SOU bills itself as a liberal arts university. But this spring, it reorganized to group together all departments related to STEM — science, technology, engineering and math.
In Oregon and across the nation, STEM graduates are in short supply, even though they can secure well-paying jobs.
Former Math Department Chairwoman Sherry Ettlich has been named the new director of SOU’s Division of Science, Technology, Engineering and Mathematics.
“I want to evaluate. Are we meeting our goals? Do we need further adjustment? We should be a resource to the high-tech community,” she said. “There are lots of exciting opportunities. I’m anxious to see what we’ll be able to do.”
As the new division director, Ettlich said she will be able to interact with the various STEM departments and the community, and work on efforts to promote STEM education from kindergarten through high school and college.
The reorganization of departments comes as SOU continues to grapple with retrenchment, a process of prioritizing programs and dealing with budget difficulties. Interim President Roy Hirofumi Saigo is leading the university after former SOU President Mary Cullinan left in July to take a job as president of Eastern Washington University.
State Rep. Peter Buckley, who has been involved in the discussions between the high-tech community and SOU, said he has heard a great deal of frustration from the high-tech community about the university’s computer science program.
But he said retrenchment and leadership changes at SOU could push the university in positive new directions.
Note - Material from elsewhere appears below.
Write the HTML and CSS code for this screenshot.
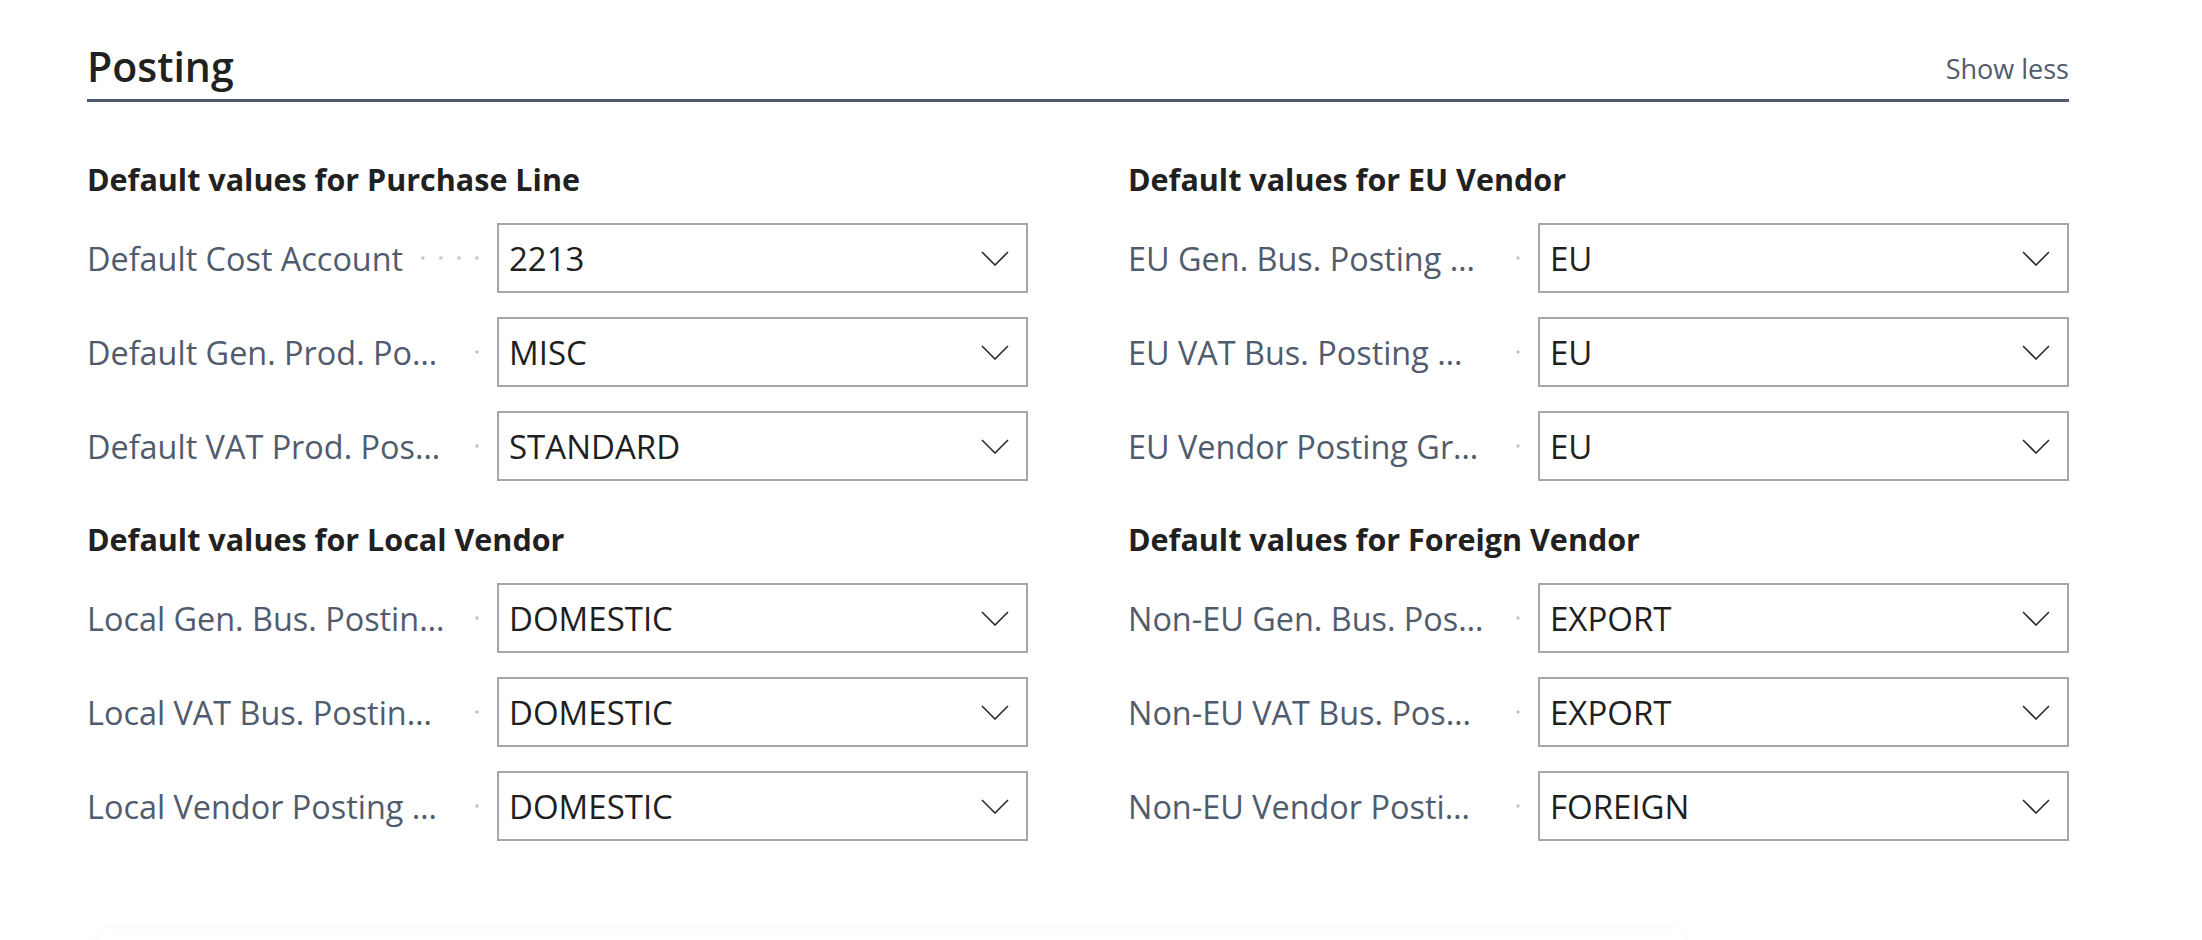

With so many high-tech businesses in the Rogue Valley, including start-ups, Buckley said he would like to see more SOU computer science graduates stay and contribute to the local economy.
Buckley said he believes worthwhile conversations will continue among computer science faculty and business leaders.
“This is an opportunity for discussions to be held about what graduates actually need coming from the computer science program,” Buckley said. “Many people in the community are willing to have productive conversations with SOU about how to make a better connection between the skills computer science graduates leave the university with and the skills that are needed.”